I've always felt that it probably wouldn't end well because of the way he perceives his role in the world and in life. I think he does imagine himself to reviving Simón Bolívar's dream, the Bolivarian epic. And it's difficult to see him sort of going into retirement or something at the age of 54 or 55 or 56. If anything, all of his actions as well as his words have steadily reaffirmed my first perceptions of him, when I got to know him personally, finally, back in 2001, which was that he was determined to go all the way with everything he talks about, which was to create a revolutionary Bolivarian Latin America.

Even if it kills Venezuela.

Even if it kills him.

Talk about the FARC [Revolutionary Armed Forces of Colombia, a Colombian Marxist guerrilla group].

The FARC describe their movement as Bolivarian. They're left of center. They straddle the Venezuelan-Colombian frontier. President [Álvaro] Uribe of Colombia represents the old and longstanding order in Colombia, the landowning class tithed to the U.S. vision of things in the hemisphere. It goes without saying that Hugo Chávez's sympathies and beliefs lie not only more with the FARC, but with the FARC over those of the government of Colombia.

And the thing about a guerrilla movement, a war that's unresolved like that, I think the new tension that's built up over the FARC, between Colombia and Venezuela, has probably brought everyone back to the understanding that you don't leave these places in a mess forever, for decades and decades. I mean, Colombia did not look after its borders. The U.S. -- Colombia's great sponsor -- has not really paid attention to the longest lasting Marxist, and only Marxist, insurgency in the Western Hemisphere, and in a country where 80 percent of U.S. foreign aid in the region goes to Colombia. It just let this situation hemorrhage and hemorrhage and hemorrhage. I'm talking about the existence of an armed group in control of an illegal economy. It taxes whatever is in the territory under its control, which includes coca, the drug trade. So it's like a clandestine state, which potentially not only undermines part of Colombia but spreads into parts of Venezuela and Ecuador.

Now, to someone who is ideologically in tune with that movement, the FARC represent an asset to be used to further revolutionary ambitions. And to the U.S. and Colombia, or the established states who don't want to see a Bolivarian federation of states in Latin America, the FARC represents its Achilles' heel.

I think that whatever led to President Chávez using the hostage negotiations as his way in has managed to make the FARC once again a movement to be reckoned with and a problem to be dealt with.

Colombia, by and large, was fighting that war, but most Colombians, or for that matter people in the hemisphere, ignored it. It had gone on for so long that it was no longer seen as threatening or destabilizing.
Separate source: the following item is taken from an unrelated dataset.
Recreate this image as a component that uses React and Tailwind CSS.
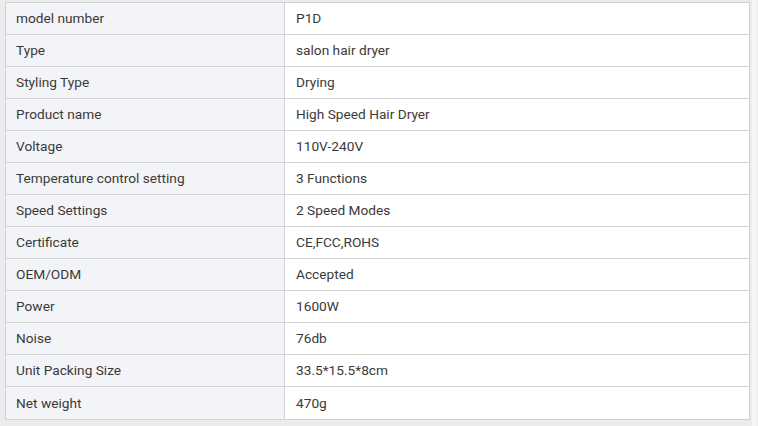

It was a kind of insoluble permanent problem, and everybody was living with it that way. To his credit or discredit, President Chávez has consciously tried to remind everybody that in fact, it's a problem. And of course his point of view is that it's a problem because these are the historic survivors of Colombia's murdered history. These are the people whose voices have never been allowed to belong legally and never been able to participate in the Colombian process.

So he's finished with Venezuela and now pays attention to Colombia's problems?

Grand Colombia's problems -- it's not Colombia; it's their comrades in this revolutionary epic. The political frontiers don't matter if you have a vision like Hugo Chávez's.